__Exercise directions__
Find and copy lines holding "that".

Interface markup and scripts
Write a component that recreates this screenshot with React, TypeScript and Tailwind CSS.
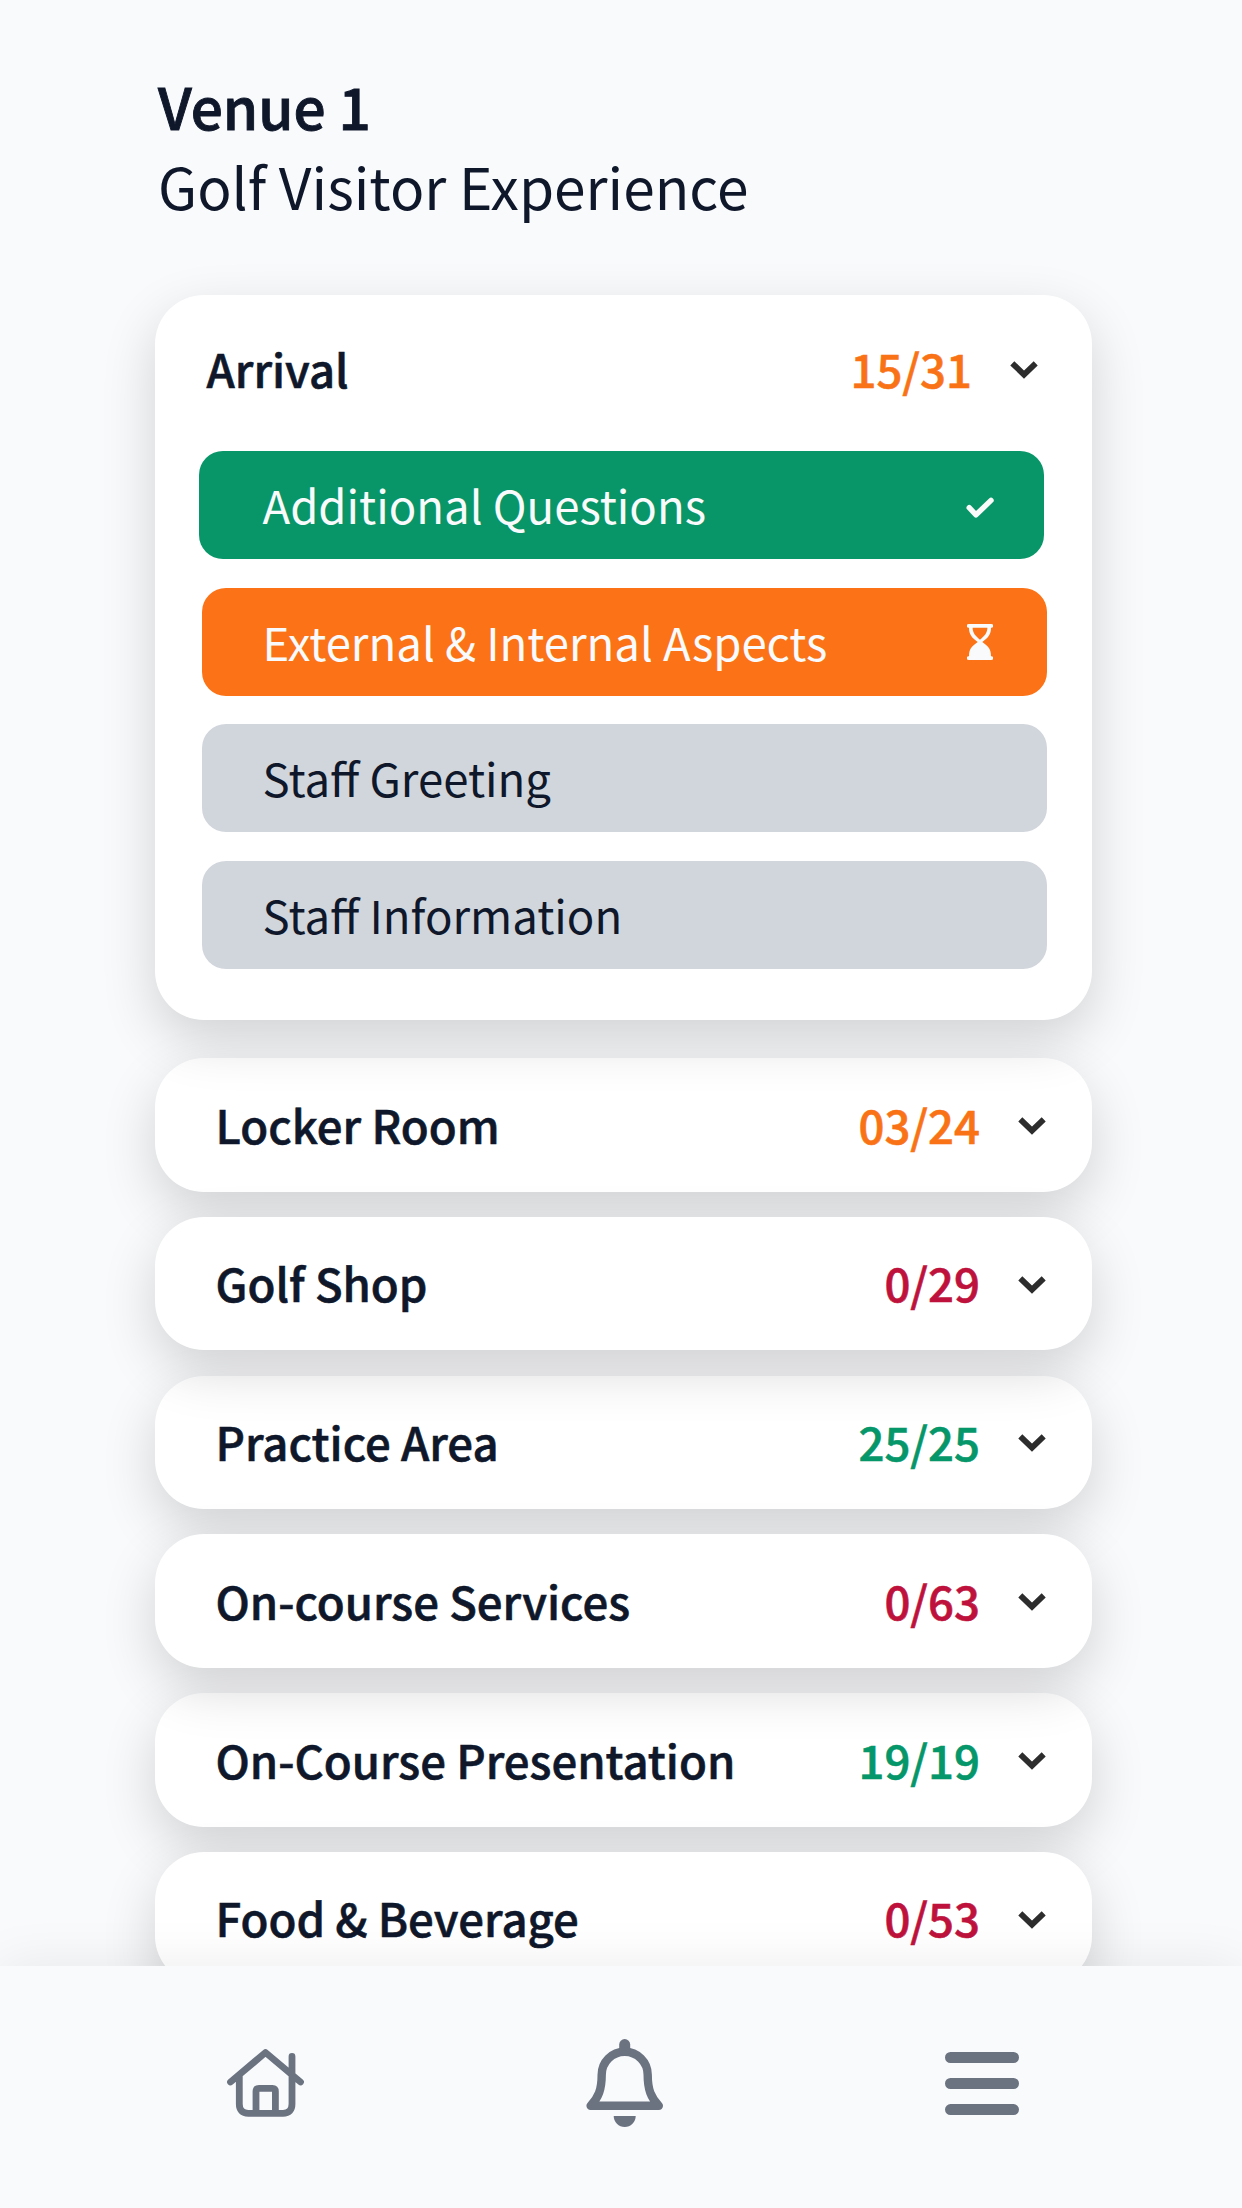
import {useState} from "react";

type Status = "done" | "progress" | "todo";

interface Item {
    label: string;
    status: Status;
}

interface Section {
    title: string;
    count: string;
    tone: string;
    layer: string;
}

const arrivalItems: Item[] = [
    {label: "Additional Questions", status: "done"},
    {label: "External & Internal Aspects", status: "progress"},
    {label: "Staff Greeting", status: "todo"},
    {label: "Staff Information", status: "todo"},
];

// every second card sits above its neighbours, so its shadow falls on them
const sections: Section[] = [
    {title: "Locker Room", count: "03/24", tone: "text-[#f97316]", layer: "z-10"},
    {title: "Golf Shop", count: "0/29", tone: "text-[#be123c]", layer: "z-20"},
    {title: "Practice Area", count: "25/25", tone: "text-[#059669]", layer: "z-10"},
    {title: "On-course Services", count: "0/63", tone: "text-[#be123c]", layer: "z-20"},
    {title: "On-Course Presentation", count: "19/19", tone: "text-[#059669]", layer: "z-10"},
    {title: "Food & Beverage", count: "0/53", tone: "text-[#be123c]", layer: "z-20"},
];

const itemStyles: Record<Status, string> = {
    done: "-ml-[3px] mr-[3px] pl-16 pr-[50px] bg-[#089669] text-gray-50",
    progress: "pl-[61px] pr-[54px] bg-[#fb7316] text-gray-50",
    todo: "pl-[61px] pr-[54px] bg-[#d1d5dc] text-[#0f172a]",
};

function Chevron() {
    return (
        <svg width="28" height="18" viewBox="0 0 28 18" fill="none" stroke="#2d2d2d" strokeWidth="5.8">
            <path d="M2.3 2.3 14 13.6 25.7 2.3" />
        </svg>
    );
}

function Check() {
    return (
        <svg className="mt-1.5" width="28" height="22" viewBox="0 0 28 22" fill="none" stroke="#fafafa" strokeWidth="5.4" strokeLinecap="round" strokeLinejoin="round">
            <path d="M3.2 10.7 10 17.8 25 3.4" />
        </svg>
    );
}

function Hourglass() {
    return (
        <svg width="26" height="36" viewBox="0 0 26 36" fill="#f9fafb">
            <path d="M1.6 0h22.8a1.9 1.9 0 0 1 0 3.8H24c0 6.4-2.4 9.6-8.7 14.2C21.8 22.5 24 25.5 24 32.2h.4a1.9 1.9 0 0 1 0 3.8H1.6a1.9 1.9 0 0 1 0-3.8H2c0-6.7 2.2-9.7 8.7-14.2C4.400 13.4 2 10.2 2 3.8h-.4a1.9 1.9 0 0 1 0-3.8Zm4 3.8c.2 5.5 2.6 7.7 7.4 12 4.8-4.3 7.2-6.500 7.400-12Z" />
        </svg>
    );
}

function SectionCard({section}: { section: Section }) {
    return (
        <button className={`relative ${section.layer} flex h-[133.5px] w-full shrink-0 items-center rounded-[49px] bg-white pr-[46px] pl-[61px] text-left shadow-[0_20px_54px_rgba(0,0,0,0.16)]`}>
            <span className="-mt-px flex-1 text-[45.5px] font-medium [-webkit-text-stroke:0.6px]">{section.title}</span>
            <span className={`-mt-px text-[45.5px] font-medium [-webkit-text-stroke:0.6px] ${section.tone}`}>{section.count}</span>
            <span className="mt-0.5 ml-[38px]"><Chevron /></span>
        </button>
    );
}

export default function App() {
    const [open, setOpen] = useState(true);

    return (
        <div className="flex h-[2208px] w-[1242px] flex-col overflow-hidden bg-[#f9fafc] font-['Noto_Sans_CJK_JP',sans-serif] leading-none text-[#0f172a]">
            <main className="flex h-[1966px] shrink-0 flex-col overflow-hidden pt-[75px] pr-[150px] pl-[154.5px]">
                <header className="h-[220px] shrink-0 pl-[3.5px] text-[56.8px] leading-[80px]">
                    <h1 className="-mt-[10px] font-medium [-webkit-text-stroke:0.9px]">Venue 1</h1>
                    <p>Golf Visitor Experience</p>
                </header>
                <section className="relative z-20 mb-[38.5px] h-[724.5px] shrink-0 rounded-[49px] bg-white pr-[45px] pl-[47px] shadow-[0_20px_54px_rgba(0,0,0,0.16)]">
                    <button className="flex h-[156px] w-full items-center pr-[9px] pb-2 pl-[5px] text-left" onClick={() => setOpen(!open)}>
                        <span className="flex-1 text-[45.5px] font-medium [-webkit-text-stroke:0.6px]">Arrival</span>
                        <span className="text-[45.5px] font-medium text-[#f97316] [-webkit-text-stroke:0.6px]">15/31</span>
                        <span className="mt-0.5 ml-[38px]"><Chevron /></span>
                    </button>
                    {open && (
                        <ul className="flex flex-col gap-[28.5px]">
                            {arrivalItems.map((item) => (
                                <li key={item.label} className={`flex h-[108px] items-center justify-between rounded-3xl text-[45.5px] ${itemStyles[item.status]}`}>
                                    <span>{item.label}</span>
                                    {item.status === "done" && <Check />}
                                    {item.status === "progress" && <Hourglass />}
                                </li>
                            ))}
                        </ul>
                    )}
                </section>
                <div className="flex flex-col gap-[25.3px]">
                    {sections.map((section) => <SectionCard key={section.title} section={section} />)}
                </div>
            </main>
            <nav className="relative z-30 flex h-[242px] shrink-0 justify-between bg-[#f9fafc] pt-[72px] pr-[223px] pl-[226px] text-[#6b7280] shadow-[0_0_50px_rgba(0,0,0,0.08)]">
                <svg width="78" height="82" viewBox="0 0 78 82" fill="none" stroke="currentColor" strokeWidth="6.8" strokeLinecap="round" strokeLinejoin="round">
                    <path d="M4.5 44 39.5 14.5 74.5 44M66 36V18.5M13.3 38v28c0 6 3 9.3 9 9.3H57c6 0 9-3.3 9-9.3V38M30 75V53.5c0-2 1-3.200 3-3.200h13.400c2 0 3 1.200 3 3.200V75" />
                </svg>
                <svg width="78" height="90" viewBox="0 0 78 90" fill="none" stroke="currentColor" strokeWidth="8.4" strokeLinejoin="round">
                    <path d="M4.600 67.800c7.900-8.500 11.100-16 11.100-31a23 23 0 0 1 46 0c0 15 3.200 22.500 11.100 31Z" />
                    <path d="M38.700 6.600v6" strokeWidth="11" strokeLinecap="round" />
                    <path d="M27.700 78h22a11 11 0 0 1-22 0Z" fill="currentColor" stroke="none" />
                </svg>
                <svg width="74" height="80" viewBox="0 0 74 80" stroke="currentColor" strokeWidth="11" strokeLinecap="round">
                    <path d="M5.5 19.5h63M5.5 45.5h63M5.5 71.6h63" />
                </svg>
            </nav>
        </div>
    );
}
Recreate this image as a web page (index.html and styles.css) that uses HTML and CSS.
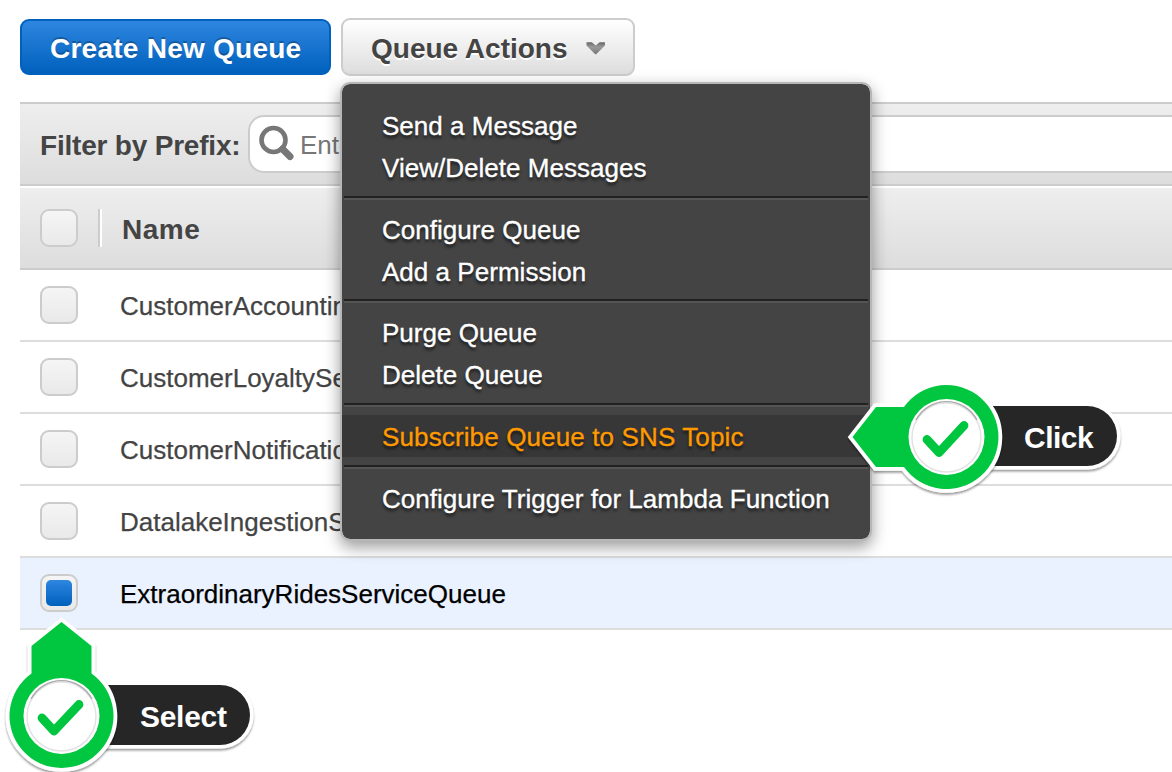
FILE: index.html
```html
<!DOCTYPE html>
<html lang="en">
<head>
<meta charset="utf-8">
<title>Queues</title>
<link rel="stylesheet" href="styles.css">
</head>
<body>
<svg class="defs" width="0" height="0" aria-hidden="true">
  <defs>
    <filter id="lift" x="-10%" y="-10%" width="120%" height="130%">
      <feDropShadow dx="0" dy="2" stdDeviation="1" flood-color="#000" flood-opacity=".4"/>
    </filter>
    <linearGradient id="chev" x1="0" y1="0" x2="0" y2="1">
      <stop offset="0" stop-color="#666"/><stop offset=".4" stop-color="#999"/><stop offset="1" stop-color="#777"/>
    </linearGradient>
  </defs>
</svg>
<main class="page">
  <div class="toolbar">
    <button class="btn btn-primary"><span class="create-label">Create New Queue</span></button>
    <button class="btn btn-default"><span class="actions-label">Queue Actions</span>
      <svg class="chevron" width="20" height="14" viewBox="0 0 20 14"><path d="M.5 1H6L10 4.500L14 1H19.500V4.500L10.500 13.500H9.500L.5 4.500Z" fill="url(#chev)"/></svg>
    </button>
  </div>
  <div class="filter">
    <span class="filter-label">Filter by Prefix:</span>
    <div class="search">
      <svg width="38" height="38" viewBox="0 0 38 38"><circle cx="14.500" cy="15" r="12" fill="none" stroke="#777" stroke-width="4.6"/><path d="M23.500 24L31 31.500" stroke="#777" stroke-width="7" stroke-linecap="round"/></svg>
      <span class="placeholder">Enter Text...</span>
    </div>
  </div>
  <div class="thead"><span class="check"></span><span class="divider"></span><span class="name-label">Name</span></div>
  <div class="row"><span class="check"></span><span class="queue">CustomerAccountingServiceQueue</span></div>
  <div class="row"><span class="check"></span><span class="queue">CustomerLoyaltyServiceQueue</span></div>
  <div class="row"><span class="check"></span><span class="queue">CustomerNotificationServiceQueue</span></div>
  <div class="row"><span class="check"></span><span class="queue">DatalakeIngestionServiceQueue</span></div>
  <div class="row selected"><span class="check checked"></span><span class="queue">ExtraordinaryRidesServiceQueue</span></div>
</main>
<nav class="menu">
  <div class="group"><a>Send a Message</a><a>View/Delete Messages</a></div>
  <div class="group"><a>Configure Queue</a><a>Add a Permission</a></div>
  <div class="group"><a>Purge Queue</a><a>Delete Queue</a></div>
  <div class="group single"><a class="active">Subscribe Queue to SNS Topic</a></div>
  <div class="group"><a>Configure Trigger for Lambda Function</a></div>
</nav>
<div class="marker marker-click">
  <svg width="290" height="130" viewBox="840 375 290 130">
    <g filter="url(#lift)"><path d="M946 406H1087A30 30 0 0 1 1087 466H946Z" fill="#252525" stroke="#fff" stroke-width="7" paint-order="stroke"/></g>
    <g filter="url(#lift)" fill="#00c63f" stroke="#fff" stroke-width="7.500" paint-order="stroke"><path d="M852.5 437L876 407H904A52 52 0 1 1 904 467H876Z"/></g>
    <circle cx="946.500" cy="437" r="38" fill="#fff"/>
    <circle cx="946.500" cy="437.500" r="34.500" fill="none" stroke="#e3e3e3" stroke-width="1.500"/>
    <path d="M916 420A34.500 34.500 0 0 1 977 420" fill="none" stroke="#aaa" stroke-width="1.300"/>
    <path d="M927 439.500L939 452.500L964 425.500" fill="none" stroke="#00c63f" stroke-width="8.800" stroke-linecap="round" stroke-linejoin="round"/>
  </svg>
  <span class="click-label">Click</span>
</div>
<div class="marker marker-select">
  <svg width="260" height="162" viewBox="0 610 260 162">
    <g filter="url(#lift)"><path d="M62 685H220A30 30 0 0 1 220 745H62Z" fill="#252525" stroke="#fff" stroke-width="7" paint-order="stroke"/></g>
    <g filter="url(#lift)" fill="#00c63f" stroke="#fff" stroke-width="7.500" paint-order="stroke"><path d="M61.500 622L91.500 646V673.500A52 52 0 1 1 31.500 673.500V646Z"/></g>
    <circle cx="61.500" cy="716" r="38" fill="#fff"/>
    <circle cx="61.500" cy="716.500" r="34.500" fill="none" stroke="#e3e3e3" stroke-width="1.500"/>
    <path d="M31 699A34.500 34.500 0 0 1 92 699" fill="none" stroke="#aaa" stroke-width="1.300"/>
    <path d="M42 718L54 731L79 704.500" fill="none" stroke="#00c63f" stroke-width="8.800" stroke-linecap="round" stroke-linejoin="round"/>
  </svg>
  <span class="select-label">Select</span>
</div>
</body>
</html>
```
FILE: styles.css
```css
*, *::before { box-sizing: border-box; }
body { margin: 0; width: 1172px; height: 772px; overflow: hidden; position: relative; background: #fff; color: #444; font-family: "Liberation Sans", Arial, sans-serif; font-size: 26px; }
.defs { position: absolute; }
.page { padding: 18px 0 0 20px; }
.toolbar { display: flex; align-items: center; gap: 10px; height: 58px; margin-bottom: 26px; }
.btn { display: flex; align-items: center; font: bold 28px "Liberation Sans", Arial, sans-serif; border-radius: 9px; padding: 0 28px; white-space: nowrap; }
.btn-primary { width: 311px; height: 56px; color: #fff; border: 2px solid #0061bd; background: linear-gradient(#2e86e0, #0061bd); text-shadow: 0 -2px 0 rgba(0, 0, 0, .25); }
.btn-default { width: 294px; height: 58px; color: #444; border: 2px solid #ccc; background: linear-gradient(#fff, #ddd); text-shadow: 0 2px 0 #fff; }
.create-label { padding-top: 3px; letter-spacing: .25px; }
.actions-label { padding-top: 3px; }
.chevron { margin: 2px 0 0 18px; }
.filter { display: flex; align-items: center; height: 84px; padding-left: 20px; border: solid #ccc; border-width: 2px 0; background: linear-gradient(#eee, #ddd); }
.filter-label { width: 208px; padding-top: 4px; font-size: 28px; letter-spacing: -.2px; font-weight: bold; white-space: nowrap; }
.search { display: flex; align-items: center; flex: 1; height: 58px; padding-left: 9px; border: 2px solid #ccc; border-right: 0; border-radius: 16px 0 0 16px; background: #fff; }
.placeholder { width: 42px; margin-left: 3px; padding-top: 2px; overflow: hidden; color: #777; white-space: nowrap; }
.thead { display: flex; align-items: center; height: 84px; padding-left: 20px; border-top: 2px solid #fff; border-bottom: 2px solid #ccc; background: linear-gradient(#eee, #ddd) padding-box; font-weight: bold; }
.name-label { padding-top: 4px; font-size: 28px; letter-spacing: .5px; }
.check { flex: none; width: 38px; height: 38px; border: 2px solid #ccc; border-radius: 9px; background: linear-gradient(#f5f5f5, #e9e9e9); }
.divider { width: 4px; height: 38px; margin: 0 20px; border-left: 2px solid #ccc; background: #fff; }
.row { display: flex; align-items: center; height: 72px; padding-left: 20px; border-bottom: 2px solid #ddd; }
.queue { width: 222px; margin-left: 42px; padding-top: 3px; overflow: hidden; white-space: nowrap; -webkit-text-stroke: .25px; }
.selected { color: #000; background: #eaf2ff; }
.selected .queue { width: auto; }
.checked { padding: 4px; }
.checked::before { content: ""; display: block; width: 26px; height: 26px; border-radius: 5px; background: linear-gradient(#2e86e0, #0061bd); }
.menu { position: absolute; left: 340px; top: 82px; width: 532px; height: 459px; padding: 12px 0 0; border: 2px solid #b7b7b7; border-radius: 10px; background: #444 padding-box; box-shadow: 0 6px 16px rgba(0, 0, 0, .4); color: #fff; text-shadow: 0 3px 3px rgba(0, 0, 0, .6); }
.group { position: relative; padding: 8px 0 7.75px; }
.group + .group { padding-top: 11.75px; }
.group.single { padding-bottom: 8.5px; }
.group + .group::before { content: ""; display: block; position: absolute; left: 2px; right: 2px; top: 0; height: 4px; border-top: 2px solid #222; border-bottom: 2px solid #555; }
.group a { display: block; height: 42px; padding: 1px 0 0 40px; line-height: 42px; white-space: nowrap; letter-spacing: .03px; -webkit-text-stroke: .35px; }
.group .active { color: #f90; background: #373737; letter-spacing: .13px; }
.marker { position: absolute; color: #fff; font-weight: bold; font-size: 30px; }
.marker svg { display: block; }
.marker span { position: absolute; line-height: 34px; letter-spacing: -.5px; }
.marker-click { left: 840px; top: 375px; }
.marker-select { left: 0; top: 610px; }
.click-label { left: 184px; top: 46px; }
.marker .select-label { left: 140px; top: 90px; letter-spacing: -.3px; }
```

__Result for this task__
Write a component that recreates this screenshot with React, TypeScript and Tailwind CSS.
Recreate this image as a web page (index.html and styles.css) that uses HTML and CSS.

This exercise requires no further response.